## THE REQUEST
Return the records that follow unaltered. Omit every picture.

Interface markup and scripts:
══════════

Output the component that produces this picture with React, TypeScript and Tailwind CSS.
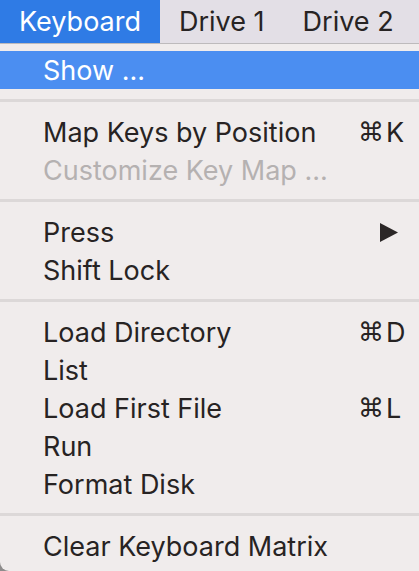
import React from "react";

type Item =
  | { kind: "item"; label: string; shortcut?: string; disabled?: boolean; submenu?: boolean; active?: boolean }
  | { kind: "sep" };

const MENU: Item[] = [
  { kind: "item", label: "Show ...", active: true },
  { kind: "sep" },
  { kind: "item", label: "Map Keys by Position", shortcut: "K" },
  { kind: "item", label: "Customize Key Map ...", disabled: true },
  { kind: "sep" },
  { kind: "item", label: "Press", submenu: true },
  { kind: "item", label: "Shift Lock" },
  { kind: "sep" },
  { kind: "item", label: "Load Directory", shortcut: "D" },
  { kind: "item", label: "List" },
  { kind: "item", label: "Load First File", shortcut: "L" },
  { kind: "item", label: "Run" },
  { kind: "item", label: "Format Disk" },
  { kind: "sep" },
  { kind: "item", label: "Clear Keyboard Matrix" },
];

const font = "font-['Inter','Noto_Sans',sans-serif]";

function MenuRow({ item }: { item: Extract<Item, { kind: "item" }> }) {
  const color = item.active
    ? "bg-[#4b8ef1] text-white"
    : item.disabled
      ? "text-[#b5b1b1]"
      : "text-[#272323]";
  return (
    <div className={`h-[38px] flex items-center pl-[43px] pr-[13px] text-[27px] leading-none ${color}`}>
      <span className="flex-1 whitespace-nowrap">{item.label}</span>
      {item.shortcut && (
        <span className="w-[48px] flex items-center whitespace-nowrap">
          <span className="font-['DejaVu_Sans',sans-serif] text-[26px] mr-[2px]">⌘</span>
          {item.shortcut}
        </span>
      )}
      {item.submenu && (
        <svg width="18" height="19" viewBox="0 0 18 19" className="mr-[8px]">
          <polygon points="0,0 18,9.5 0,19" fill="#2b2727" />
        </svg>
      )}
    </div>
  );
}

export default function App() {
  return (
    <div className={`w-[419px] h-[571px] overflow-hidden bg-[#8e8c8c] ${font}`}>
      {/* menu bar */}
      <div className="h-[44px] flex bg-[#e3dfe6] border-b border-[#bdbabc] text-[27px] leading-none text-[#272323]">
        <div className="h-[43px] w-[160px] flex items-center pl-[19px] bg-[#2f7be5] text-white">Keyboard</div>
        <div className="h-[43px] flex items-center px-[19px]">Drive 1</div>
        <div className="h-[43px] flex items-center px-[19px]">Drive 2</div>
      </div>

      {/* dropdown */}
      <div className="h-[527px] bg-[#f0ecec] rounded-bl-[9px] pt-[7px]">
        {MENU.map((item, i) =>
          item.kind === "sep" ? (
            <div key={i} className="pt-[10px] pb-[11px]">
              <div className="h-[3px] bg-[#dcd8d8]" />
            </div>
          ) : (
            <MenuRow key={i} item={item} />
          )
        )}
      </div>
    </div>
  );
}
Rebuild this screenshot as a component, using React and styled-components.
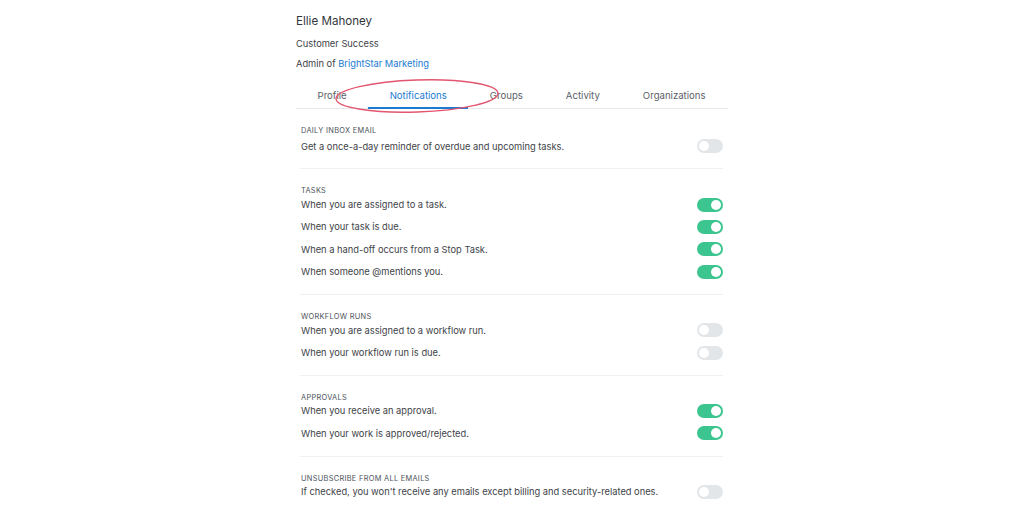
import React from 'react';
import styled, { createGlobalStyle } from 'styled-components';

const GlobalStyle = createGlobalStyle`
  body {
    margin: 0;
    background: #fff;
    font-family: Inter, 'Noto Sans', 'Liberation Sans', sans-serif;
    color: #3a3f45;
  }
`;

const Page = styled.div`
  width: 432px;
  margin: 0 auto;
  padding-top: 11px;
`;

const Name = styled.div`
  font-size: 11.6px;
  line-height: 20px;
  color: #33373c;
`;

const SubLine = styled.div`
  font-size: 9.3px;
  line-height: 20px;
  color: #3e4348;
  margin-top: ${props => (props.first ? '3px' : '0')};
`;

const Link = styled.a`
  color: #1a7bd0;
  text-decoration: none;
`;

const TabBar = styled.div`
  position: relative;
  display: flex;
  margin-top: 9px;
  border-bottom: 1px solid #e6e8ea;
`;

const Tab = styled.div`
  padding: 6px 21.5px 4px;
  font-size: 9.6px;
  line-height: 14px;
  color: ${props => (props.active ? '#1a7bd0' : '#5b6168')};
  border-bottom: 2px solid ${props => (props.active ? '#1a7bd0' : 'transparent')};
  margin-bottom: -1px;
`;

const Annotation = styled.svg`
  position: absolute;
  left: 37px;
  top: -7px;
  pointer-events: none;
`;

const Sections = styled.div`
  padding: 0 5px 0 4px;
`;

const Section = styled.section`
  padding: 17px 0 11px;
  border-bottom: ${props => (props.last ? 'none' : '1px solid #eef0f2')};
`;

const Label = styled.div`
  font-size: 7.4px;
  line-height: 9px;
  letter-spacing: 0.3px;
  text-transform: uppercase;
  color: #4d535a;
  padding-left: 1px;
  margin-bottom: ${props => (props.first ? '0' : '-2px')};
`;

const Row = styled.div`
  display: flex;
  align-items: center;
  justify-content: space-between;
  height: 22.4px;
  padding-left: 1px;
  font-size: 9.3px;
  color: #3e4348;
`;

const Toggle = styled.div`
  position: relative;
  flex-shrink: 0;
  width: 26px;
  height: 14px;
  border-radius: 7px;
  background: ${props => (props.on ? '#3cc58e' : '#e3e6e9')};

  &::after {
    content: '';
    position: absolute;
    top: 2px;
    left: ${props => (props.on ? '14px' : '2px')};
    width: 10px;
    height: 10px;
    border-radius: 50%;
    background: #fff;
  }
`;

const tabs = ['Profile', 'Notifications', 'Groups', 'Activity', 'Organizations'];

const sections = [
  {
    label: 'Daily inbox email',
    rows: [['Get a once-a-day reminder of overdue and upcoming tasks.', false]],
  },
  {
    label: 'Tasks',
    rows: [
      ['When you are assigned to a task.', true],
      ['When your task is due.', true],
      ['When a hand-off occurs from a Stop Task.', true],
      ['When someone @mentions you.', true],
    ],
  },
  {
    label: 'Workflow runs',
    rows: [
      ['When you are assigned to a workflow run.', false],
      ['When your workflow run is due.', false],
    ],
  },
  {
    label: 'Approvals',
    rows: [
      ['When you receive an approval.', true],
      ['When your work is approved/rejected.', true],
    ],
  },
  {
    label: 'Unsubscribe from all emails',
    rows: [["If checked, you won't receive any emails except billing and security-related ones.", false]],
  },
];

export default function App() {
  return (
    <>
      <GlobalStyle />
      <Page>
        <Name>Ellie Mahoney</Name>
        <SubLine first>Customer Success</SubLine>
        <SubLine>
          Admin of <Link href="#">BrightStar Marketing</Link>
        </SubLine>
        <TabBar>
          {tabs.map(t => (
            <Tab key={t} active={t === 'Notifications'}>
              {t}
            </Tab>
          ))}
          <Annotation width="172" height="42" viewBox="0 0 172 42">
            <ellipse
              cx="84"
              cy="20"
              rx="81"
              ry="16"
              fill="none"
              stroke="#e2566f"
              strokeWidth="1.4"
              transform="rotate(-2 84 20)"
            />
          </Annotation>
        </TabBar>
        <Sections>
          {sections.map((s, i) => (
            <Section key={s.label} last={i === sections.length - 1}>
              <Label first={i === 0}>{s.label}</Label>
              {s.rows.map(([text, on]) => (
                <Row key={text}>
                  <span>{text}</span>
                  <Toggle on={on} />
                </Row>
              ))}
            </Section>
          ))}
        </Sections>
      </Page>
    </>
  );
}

══════════

## COMPLETED EXERCISE
Output the component that produces this picture with React, TypeScript and Tailwind CSS.
import React from "react";

type Item =
  | { kind: "item"; label: string; shortcut?: string; disabled?: boolean; submenu?: boolean; active?: boolean }
  | { kind: "sep" };

const MENU: Item[] = [
  { kind: "item", label: "Show ...", active: true },
  { kind: "sep" },
  { kind: "item", label: "Map Keys by Position", shortcut: "K" },
  { kind: "item", label: "Customize Key Map ...", disabled: true },
  { kind: "sep" },
  { kind: "item", label: "Press", submenu: true },
  { kind: "item", label: "Shift Lock" },
  { kind: "sep" },
  { kind: "item", label: "Load Directory", shortcut: "D" },
  { kind: "item", label: "List" },
  { kind: "item", label: "Load First File", shortcut: "L" },
  { kind: "item", label: "Run" },
  { kind: "item", label: "Format Disk" },
  { kind: "sep" },
  { kind: "item", label: "Clear Keyboard Matrix" },
];

const font = "font-['Inter','Noto_Sans',sans-serif]";

function MenuRow({ item }: { item: Extract<Item, { kind: "item" }> }) {
  const color = item.active
    ? "bg-[#4b8ef1] text-white"
    : item.disabled
      ? "text-[#b5b1b1]"
      : "text-[#272323]";
  return (
    <div className={`h-[38px] flex items-center pl-[43px] pr-[13px] text-[27px] leading-none ${color}`}>
      <span className="flex-1 whitespace-nowrap">{item.label}</span>
      {item.shortcut && (
        <span className="w-[48px] flex items-center whitespace-nowrap">
          <span className="font-['DejaVu_Sans',sans-serif] text-[26px] mr-[2px]">⌘</span>
          {item.shortcut}
        </span>
      )}
      {item.submenu && (
        <svg width="18" height="19" viewBox="0 0 18 19" className="mr-[8px]">
          <polygon points="0,0 18,9.5 0,19" fill="#2b2727" />
        </svg>
      )}
    </div>
  );
}

export default function App() {
  return (
    <div className={`w-[419px] h-[571px] overflow-hidden bg-[#8e8c8c] ${font}`}>
      {/* menu bar */}
      <div className="h-[44px] flex bg-[#e3dfe6] border-b border-[#bdbabc] text-[27px] leading-none text-[#272323]">
        <div className="h-[43px] w-[160px] flex items-center pl-[19px] bg-[#2f7be5] text-white">Keyboard</div>
        <div className="h-[43px] flex items-center px-[19px]">Drive 1</div>
        <div className="h-[43px] flex items-center px-[19px]">Drive 2</div>
      </div>

      {/* dropdown */}
      <div className="h-[527px] bg-[#f0ecec] rounded-bl-[9px] pt-[7px]">
        {MENU.map((item, i) =>
          item.kind === "sep" ? (
            <div key={i} className="pt-[10px] pb-[11px]">
              <div className="h-[3px] bg-[#dcd8d8]" />
            </div>
          ) : (
            <MenuRow key={i} item={item} />
          )
        )}
      </div>
    </div>
  );
}
Rebuild this screenshot as a component, using React and styled-components.
import React from 'react';
import styled, { createGlobalStyle } from 'styled-components';

const GlobalStyle = createGlobalStyle`
  body {
    margin: 0;
    background: #fff;
    font-family: Inter, 'Noto Sans', 'Liberation Sans', sans-serif;
    color: #3a3f45;
  }
`;

const Page = styled.div`
  width: 432px;
  margin: 0 auto;
  padding-top: 11px;
`;

const Name = styled.div`
  font-size: 11.6px;
  line-height: 20px;
  color: #33373c;
`;

const SubLine = styled.div`
  font-size: 9.3px;
  line-height: 20px;
  color: #3e4348;
  margin-top: ${props => (props.first ? '3px' : '0')};
`;

const Link = styled.a`
  color: #1a7bd0;
  text-decoration: none;
`;

const TabBar = styled.div`
  position: relative;
  display: flex;
  margin-top: 9px;
  border-bottom: 1px solid #e6e8ea;
`;

const Tab = styled.div`
  padding: 6px 21.5px 4px;
  font-size: 9.6px;
  line-height: 14px;
  color: ${props => (props.active ? '#1a7bd0' : '#5b6168')};
  border-bottom: 2px solid ${props => (props.active ? '#1a7bd0' : 'transparent')};
  margin-bottom: -1px;
`;

const Annotation = styled.svg`
  position: absolute;
  left: 37px;
  top: -7px;
  pointer-events: none;
`;

const Sections = styled.div`
  padding: 0 5px 0 4px;
`;

const Section = styled.section`
  padding: 17px 0 11px;
  border-bottom: ${props => (props.last ? 'none' : '1px solid #eef0f2')};
`;

const Label = styled.div`
  font-size: 7.4px;
  line-height: 9px;
  letter-spacing: 0.3px;
  text-transform: uppercase;
  color: #4d535a;
  padding-left: 1px;
  margin-bottom: ${props => (props.first ? '0' : '-2px')};
`;

const Row = styled.div`
  display: flex;
  align-items: center;
  justify-content: space-between;
  height: 22.4px;
  padding-left: 1px;
  font-size: 9.3px;
  color: #3e4348;
`;

const Toggle = styled.div`
  position: relative;
  flex-shrink: 0;
  width: 26px;
  height: 14px;
  border-radius: 7px;
  background: ${props => (props.on ? '#3cc58e' : '#e3e6e9')};

  &::after {
    content: '';
    position: absolute;
    top: 2px;
    left: ${props => (props.on ? '14px' : '2px')};
    width: 10px;
    height: 10px;
    border-radius: 50%;
    background: #fff;
  }
`;

const tabs = ['Profile', 'Notifications', 'Groups', 'Activity', 'Organizations'];

const sections = [
  {
    label: 'Daily inbox email',
    rows: [['Get a once-a-day reminder of overdue and upcoming tasks.', false]],
  },
  {
    label: 'Tasks',
    rows: [
      ['When you are assigned to a task.', true],
      ['When your task is due.', true],
      ['When a hand-off occurs from a Stop Task.', true],
      ['When someone @mentions you.', true],
    ],
  },
  {
    label: 'Workflow runs',
    rows: [
      ['When you are assigned to a workflow run.', false],
      ['When your workflow run is due.', false],
    ],
  },
  {
    label: 'Approvals',
    rows: [
      ['When you receive an approval.', true],
      ['When your work is approved/rejected.', true],
    ],
  },
  {
    label: 'Unsubscribe from all emails',
    rows: [["If checked, you won't receive any emails except billing and security-related ones.", false]],
  },
];

export default function App() {
  return (
    <>
      <GlobalStyle />
      <Page>
        <Name>Ellie Mahoney</Name>
        <SubLine first>Customer Success</SubLine>
        <SubLine>
          Admin of <Link href="#">BrightStar Marketing</Link>
        </SubLine>
        <TabBar>
          {tabs.map(t => (
            <Tab key={t} active={t === 'Notifications'}>
              {t}
            </Tab>
          ))}
          <Annotation width="172" height="42" viewBox="0 0 172 42">
            <ellipse
              cx="84"
              cy="20"
              rx="81"
              ry="16"
              fill="none"
              stroke="#e2566f"
              strokeWidth="1.4"
              transform="rotate(-2 84 20)"
            />
          </Annotation>
        </TabBar>
        <Sections>
          {sections.map((s, i) => (
            <Section key={s.label} last={i === sections.length - 1}>
              <Label first={i === 0}>{s.label}</Label>
              {s.rows.map(([text, on]) => (
                <Row key={text}>
                  <span>{text}</span>
                  <Toggle on={on} />
                </Row>
              ))}
            </Section>
          ))}
        </Sections>
      </Page>
    </>
  );
}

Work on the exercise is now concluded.